Women’s Aid invite les citoyennes et citoyens à signer une lettre ouverte adressée au gouvernement britannique, réclamant un financement renforcé et pérenne pour les structures d’aide aux victimes de violences domestiques. À l’heure où le budget national est en révision, le message ne pourrait être plus opportun – ni plus nécessaire.
Une démarche éducative, ancrée dans le réel
Ce conte à double lecture n’a pas seulement vocation à émouvoir les adultes. Il est aussi pensé pour éduquer les enfants et les ados. Des outils pédagogiques ont ainsi été conçus pour les écoles du Royaume-Uni, afin d’aborder avec tact mais clarté les notions de respect, de consentement et de relations saines.
Car prévenir la violence, cela commence tôt. Cela commence avec des histoires, avec des mots simples, des images rassurantes qui peuvent porter des messages puissants. Cela commence en offrant aux enfants un vocabulaire pour exprimer ce qu’ils ressentent, pour poser des limites, pour comprendre ce qui est acceptable – ou pas.

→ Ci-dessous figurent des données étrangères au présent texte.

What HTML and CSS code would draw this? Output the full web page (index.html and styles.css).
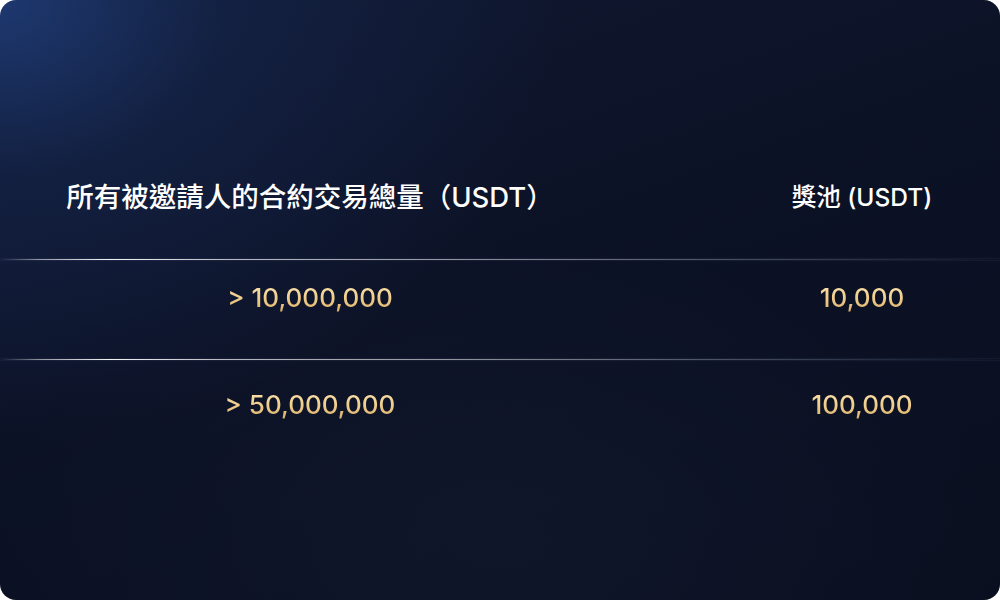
FILE: index.html
```html
<!DOCTYPE html>
<html lang="zh-Hant">
<head>
<meta charset="utf-8">
<link rel="stylesheet" href="styles.css">
</head>
<body>
<div class="card">
  <div class="row head">
    <div class="col left">所有被邀請人的合約交易總量（USDT）</div>
    <div class="col right">獎池 (USDT)</div>
  </div>
  <div class="divider d1"></div>
  <div class="row data r1">
    <div class="col left"><span class="gold">&gt; 10,000,000</span></div>
    <div class="col right"><span class="gold">10,000</span></div>
  </div>
  <div class="divider"></div>
  <div class="row data r2">
    <div class="col left"><span class="gold">&gt; 50,000,000</span></div>
    <div class="col right"><span class="gold">100,000</span></div>
  </div>
</div>
</body>
</html>
```
FILE: styles.css
```css
html, body {
  margin: 0;
  padding: 0;
  background: #ffffff;
}
.card {
  width: 1000px;
  height: 600px;
  box-sizing: border-box;
  border-radius: 16px;
  overflow: hidden;
  padding-top: 165px;
  background:
    radial-gradient(ellipse 560px 440px at 0% 0%, rgba(30, 58, 115, 0.95) 0%, rgba(22, 40, 82, 0.5) 40%, rgba(14, 22, 45, 0) 100%),
    radial-gradient(ellipse 500px 300px at 50% 90%, rgba(20, 28, 50, 0.5) 0%, rgba(12, 17, 33, 0) 100%),
    linear-gradient(160deg, #111a33 0%, #0c1226 45%, #0a0f1f 100%);
  font-family: Inter, "Noto Sans CJK TC", sans-serif;
}
.row {
  display: grid;
  grid-template-columns: 620px 1fr;
}
.col {
  text-align: center;
  white-space: nowrap;
}
.col.right {
  padding-left: 104px;
}
.head {
  height: 60px;
  align-items: center;
  color: #ffffff;
  font-weight: 500;
}
.head .left {
  font-size: 27.5px;
}
.head .right {
  font-size: 24.5px;
}
.d1 {
  margin-top: 34px;
}
.divider {
  height: 1px;
  background: linear-gradient(90deg,
    rgba(255,255,255,0) 0%,
    rgba(255,255,255,0.55) 4%,
    rgba(255,255,255,0.95) 11%,
    rgba(255,255,255,0.7) 22%,
    rgba(255,255,255,0.55) 45%,
    rgba(200,210,230,0.35) 70%,
    rgba(160,175,210,0.15) 90%,
    rgba(255,255,255,0) 100%);
  box-shadow: 0 0 2px rgba(200,215,255,0.25);
}
.data {
  line-height: 30px;
  font-family: Inter, "Noto Sans", sans-serif;
  font-size: 26px;
  font-weight: 500;
}
.r1 {
  margin-top: 23px;
  margin-bottom: 46px;
}
.r2 {
  margin-top: 30px;
}
.gold {
  background: linear-gradient(180deg, #fbe4b1 0%, #efcc8a 55%, #d9ad68 100%);
  -webkit-background-clip: text;
  background-clip: text;
  color: transparent;
}
```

Une leçon de narration… et d’humanité
Vous l’aurez compris : ce « monstre qui est venu prendre le thé » est bien plus qu’un personnage de fiction. Il incarne les violences silencieuses qui s’immiscent dans les foyers, parfois derrière des portes bien fermées, souvent à l’abri des regards. Grâce à cette campagne, le silence est rompu.
Et si cette histoire vous serre le cœur, c’est précisément le but. Parce qu’une émotion forte peut conduire à un changement profond. Parce que raconter une histoire, c’est aussi ouvrir un espace de parole, de réflexion et d’action.
Nous avons tous un rôle à jouer, chaque geste compte. Car derrière les campagnes, il y a des vies. Des enfants qui méritent de grandir sans peur. Des femmes – et parfois des hommes – qui cherchent à reconstruire leur dignité et leur sécurité. Et des histoires comme celle-ci qui nous rappellent que la lutte contre les violences domestiques est l’affaire de tous. Ce conte pour enfants cache un message que vous n’oublierez jamais, et c’est tant mieux.